* **EXERCISE AIM**: Using the records provided below, locate and copy each line that contains the word "this".

[Excerpt from a dataset]
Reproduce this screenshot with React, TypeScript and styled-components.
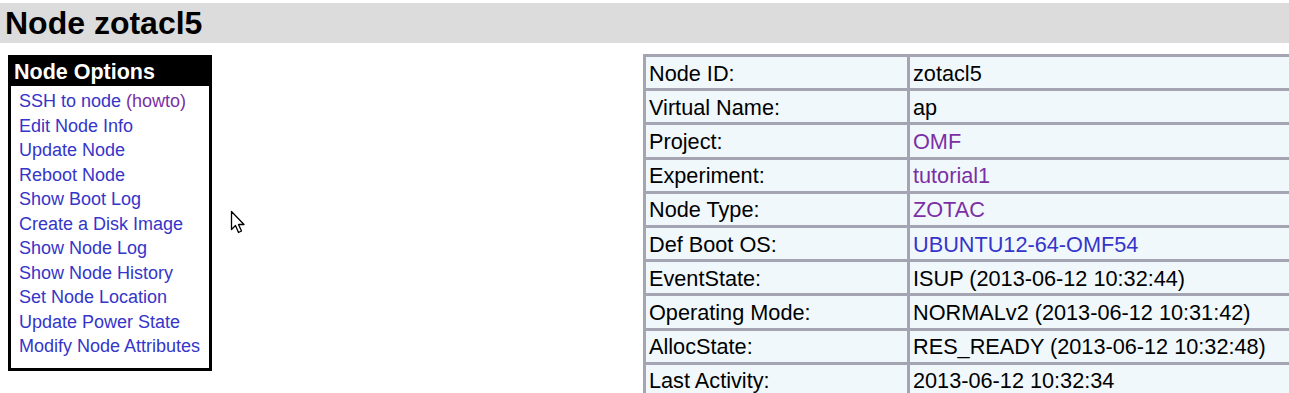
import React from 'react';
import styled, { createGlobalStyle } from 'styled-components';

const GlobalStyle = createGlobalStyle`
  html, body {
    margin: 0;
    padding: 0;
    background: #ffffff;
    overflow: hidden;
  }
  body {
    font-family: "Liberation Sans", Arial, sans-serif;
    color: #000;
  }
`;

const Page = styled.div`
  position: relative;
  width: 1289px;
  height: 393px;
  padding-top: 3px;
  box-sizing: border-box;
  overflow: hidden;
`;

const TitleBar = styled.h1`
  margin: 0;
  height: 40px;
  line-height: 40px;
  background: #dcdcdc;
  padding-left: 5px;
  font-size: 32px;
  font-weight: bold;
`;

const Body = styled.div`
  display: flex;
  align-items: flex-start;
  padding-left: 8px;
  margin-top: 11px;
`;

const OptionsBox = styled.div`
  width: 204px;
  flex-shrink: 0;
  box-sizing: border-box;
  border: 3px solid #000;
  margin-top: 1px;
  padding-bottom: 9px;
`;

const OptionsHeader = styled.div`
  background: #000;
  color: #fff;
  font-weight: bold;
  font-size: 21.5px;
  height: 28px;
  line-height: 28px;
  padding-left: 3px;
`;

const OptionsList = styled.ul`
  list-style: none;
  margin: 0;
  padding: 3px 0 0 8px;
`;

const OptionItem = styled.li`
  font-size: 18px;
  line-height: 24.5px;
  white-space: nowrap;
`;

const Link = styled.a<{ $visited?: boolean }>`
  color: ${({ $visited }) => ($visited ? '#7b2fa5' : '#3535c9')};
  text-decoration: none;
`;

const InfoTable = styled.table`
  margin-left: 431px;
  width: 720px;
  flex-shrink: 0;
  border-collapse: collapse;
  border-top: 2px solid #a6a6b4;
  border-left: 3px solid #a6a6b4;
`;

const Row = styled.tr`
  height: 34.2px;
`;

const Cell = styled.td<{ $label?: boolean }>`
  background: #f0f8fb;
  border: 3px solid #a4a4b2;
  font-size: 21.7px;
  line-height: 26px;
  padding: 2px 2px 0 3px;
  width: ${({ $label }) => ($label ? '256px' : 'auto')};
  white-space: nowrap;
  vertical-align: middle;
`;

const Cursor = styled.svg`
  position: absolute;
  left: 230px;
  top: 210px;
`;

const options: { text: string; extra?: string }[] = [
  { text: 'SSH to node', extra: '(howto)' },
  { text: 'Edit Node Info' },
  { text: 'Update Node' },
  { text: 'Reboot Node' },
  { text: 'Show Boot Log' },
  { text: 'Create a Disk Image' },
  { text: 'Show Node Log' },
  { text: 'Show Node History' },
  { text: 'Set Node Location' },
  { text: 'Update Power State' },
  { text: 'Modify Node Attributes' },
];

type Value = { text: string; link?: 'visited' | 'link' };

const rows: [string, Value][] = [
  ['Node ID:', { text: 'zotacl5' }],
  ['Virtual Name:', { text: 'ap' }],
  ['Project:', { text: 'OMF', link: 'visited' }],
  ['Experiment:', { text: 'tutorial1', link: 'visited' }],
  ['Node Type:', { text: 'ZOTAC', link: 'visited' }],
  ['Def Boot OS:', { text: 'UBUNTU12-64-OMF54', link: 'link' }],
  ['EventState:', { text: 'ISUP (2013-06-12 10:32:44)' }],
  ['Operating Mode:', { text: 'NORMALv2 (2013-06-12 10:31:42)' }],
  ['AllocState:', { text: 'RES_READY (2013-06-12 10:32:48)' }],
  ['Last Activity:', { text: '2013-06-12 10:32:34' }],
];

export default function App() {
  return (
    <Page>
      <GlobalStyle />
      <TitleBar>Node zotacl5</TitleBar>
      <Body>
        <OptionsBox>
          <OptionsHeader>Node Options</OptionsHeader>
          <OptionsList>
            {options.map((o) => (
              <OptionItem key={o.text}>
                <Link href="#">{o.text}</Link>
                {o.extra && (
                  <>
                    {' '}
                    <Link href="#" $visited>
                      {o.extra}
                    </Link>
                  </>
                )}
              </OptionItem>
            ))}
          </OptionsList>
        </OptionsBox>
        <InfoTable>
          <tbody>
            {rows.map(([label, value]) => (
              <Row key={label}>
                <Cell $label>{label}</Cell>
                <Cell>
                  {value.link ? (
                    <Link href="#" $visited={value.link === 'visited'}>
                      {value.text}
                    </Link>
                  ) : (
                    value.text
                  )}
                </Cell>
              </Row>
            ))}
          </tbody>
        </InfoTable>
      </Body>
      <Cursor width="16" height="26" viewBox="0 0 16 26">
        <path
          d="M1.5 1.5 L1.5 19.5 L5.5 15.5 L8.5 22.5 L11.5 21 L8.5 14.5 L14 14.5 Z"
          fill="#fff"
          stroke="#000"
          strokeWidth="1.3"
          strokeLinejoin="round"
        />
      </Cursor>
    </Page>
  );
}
--
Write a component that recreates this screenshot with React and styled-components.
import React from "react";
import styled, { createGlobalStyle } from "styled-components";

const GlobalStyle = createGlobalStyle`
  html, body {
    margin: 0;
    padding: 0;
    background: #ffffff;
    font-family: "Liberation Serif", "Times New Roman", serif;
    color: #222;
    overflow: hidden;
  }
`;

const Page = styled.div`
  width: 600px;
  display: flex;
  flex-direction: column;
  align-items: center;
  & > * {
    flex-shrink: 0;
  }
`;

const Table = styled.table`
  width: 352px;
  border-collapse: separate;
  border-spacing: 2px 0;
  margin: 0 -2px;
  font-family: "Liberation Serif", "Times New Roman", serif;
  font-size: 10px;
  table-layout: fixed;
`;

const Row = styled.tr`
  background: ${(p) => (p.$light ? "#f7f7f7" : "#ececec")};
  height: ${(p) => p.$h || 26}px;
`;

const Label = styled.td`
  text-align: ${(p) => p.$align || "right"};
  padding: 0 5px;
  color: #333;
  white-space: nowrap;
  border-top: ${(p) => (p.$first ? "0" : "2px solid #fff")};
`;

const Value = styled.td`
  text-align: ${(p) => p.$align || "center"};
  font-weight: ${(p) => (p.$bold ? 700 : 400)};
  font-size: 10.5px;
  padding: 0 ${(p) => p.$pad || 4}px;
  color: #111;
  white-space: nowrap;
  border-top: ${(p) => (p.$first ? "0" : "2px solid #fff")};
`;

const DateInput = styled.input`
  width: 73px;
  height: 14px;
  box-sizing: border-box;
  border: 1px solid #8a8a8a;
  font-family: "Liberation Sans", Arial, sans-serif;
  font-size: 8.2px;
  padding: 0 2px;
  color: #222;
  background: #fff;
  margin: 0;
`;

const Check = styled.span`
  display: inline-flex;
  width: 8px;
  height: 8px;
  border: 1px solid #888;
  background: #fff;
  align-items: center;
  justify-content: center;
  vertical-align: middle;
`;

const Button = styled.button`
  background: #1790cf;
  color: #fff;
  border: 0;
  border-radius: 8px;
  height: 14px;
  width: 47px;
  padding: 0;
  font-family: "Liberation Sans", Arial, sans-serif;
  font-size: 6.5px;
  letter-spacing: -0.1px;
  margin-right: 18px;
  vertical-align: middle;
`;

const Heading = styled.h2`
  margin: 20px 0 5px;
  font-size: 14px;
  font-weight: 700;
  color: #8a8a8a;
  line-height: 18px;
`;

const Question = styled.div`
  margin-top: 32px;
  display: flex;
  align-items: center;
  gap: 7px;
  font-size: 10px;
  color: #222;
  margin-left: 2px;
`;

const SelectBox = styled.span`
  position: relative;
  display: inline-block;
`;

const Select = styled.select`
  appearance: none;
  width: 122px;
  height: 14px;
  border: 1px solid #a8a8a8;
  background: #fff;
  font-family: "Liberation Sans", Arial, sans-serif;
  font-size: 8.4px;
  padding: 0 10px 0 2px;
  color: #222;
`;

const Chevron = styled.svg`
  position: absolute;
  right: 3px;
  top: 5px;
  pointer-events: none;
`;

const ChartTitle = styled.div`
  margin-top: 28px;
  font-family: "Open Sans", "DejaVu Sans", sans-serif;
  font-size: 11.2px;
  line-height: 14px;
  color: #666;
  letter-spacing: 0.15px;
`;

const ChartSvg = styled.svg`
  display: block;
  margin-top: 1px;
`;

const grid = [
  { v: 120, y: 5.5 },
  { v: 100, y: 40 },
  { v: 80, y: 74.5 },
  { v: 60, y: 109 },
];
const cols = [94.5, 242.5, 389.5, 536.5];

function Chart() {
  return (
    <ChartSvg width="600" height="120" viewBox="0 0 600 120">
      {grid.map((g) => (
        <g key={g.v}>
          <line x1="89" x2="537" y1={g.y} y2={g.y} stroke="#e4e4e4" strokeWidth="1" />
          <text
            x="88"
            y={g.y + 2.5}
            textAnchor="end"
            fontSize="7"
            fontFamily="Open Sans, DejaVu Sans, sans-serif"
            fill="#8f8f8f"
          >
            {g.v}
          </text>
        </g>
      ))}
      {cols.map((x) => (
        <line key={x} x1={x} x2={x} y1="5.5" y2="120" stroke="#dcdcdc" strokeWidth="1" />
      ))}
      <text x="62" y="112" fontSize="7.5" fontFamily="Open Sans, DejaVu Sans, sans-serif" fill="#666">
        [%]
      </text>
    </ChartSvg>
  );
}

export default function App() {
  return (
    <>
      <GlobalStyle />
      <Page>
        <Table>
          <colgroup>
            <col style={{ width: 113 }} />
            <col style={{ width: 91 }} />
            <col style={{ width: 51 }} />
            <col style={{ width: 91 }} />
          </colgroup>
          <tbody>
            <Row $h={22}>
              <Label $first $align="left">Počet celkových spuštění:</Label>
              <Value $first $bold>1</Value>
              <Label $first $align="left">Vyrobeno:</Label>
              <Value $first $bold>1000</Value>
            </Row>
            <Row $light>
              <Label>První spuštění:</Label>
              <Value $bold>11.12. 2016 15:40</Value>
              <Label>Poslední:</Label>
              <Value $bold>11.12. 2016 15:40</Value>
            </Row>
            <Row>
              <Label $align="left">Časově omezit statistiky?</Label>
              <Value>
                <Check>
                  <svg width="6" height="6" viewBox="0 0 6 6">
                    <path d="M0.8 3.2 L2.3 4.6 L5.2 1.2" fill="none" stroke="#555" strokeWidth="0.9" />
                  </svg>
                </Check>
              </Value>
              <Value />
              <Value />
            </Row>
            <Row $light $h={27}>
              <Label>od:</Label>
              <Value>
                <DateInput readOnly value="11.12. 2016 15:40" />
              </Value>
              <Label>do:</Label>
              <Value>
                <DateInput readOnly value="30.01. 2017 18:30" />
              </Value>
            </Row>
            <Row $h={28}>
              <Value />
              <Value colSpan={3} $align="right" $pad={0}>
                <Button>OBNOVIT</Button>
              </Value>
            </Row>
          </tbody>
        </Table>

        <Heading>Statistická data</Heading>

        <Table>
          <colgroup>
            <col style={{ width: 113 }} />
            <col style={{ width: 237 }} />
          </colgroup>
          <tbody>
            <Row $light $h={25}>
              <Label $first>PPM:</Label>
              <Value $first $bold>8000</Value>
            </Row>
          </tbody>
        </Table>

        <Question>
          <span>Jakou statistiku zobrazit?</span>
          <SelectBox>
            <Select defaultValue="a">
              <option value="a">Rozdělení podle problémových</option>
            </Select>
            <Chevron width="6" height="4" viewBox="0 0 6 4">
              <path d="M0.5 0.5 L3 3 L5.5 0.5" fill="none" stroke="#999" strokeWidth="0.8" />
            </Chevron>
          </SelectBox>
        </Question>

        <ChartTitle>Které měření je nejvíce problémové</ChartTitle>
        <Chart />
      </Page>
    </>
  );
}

* **FINAL ANSWER**:
Reproduce this screenshot with React, TypeScript and styled-components.
Write a component that recreates this screenshot with React and styled-components.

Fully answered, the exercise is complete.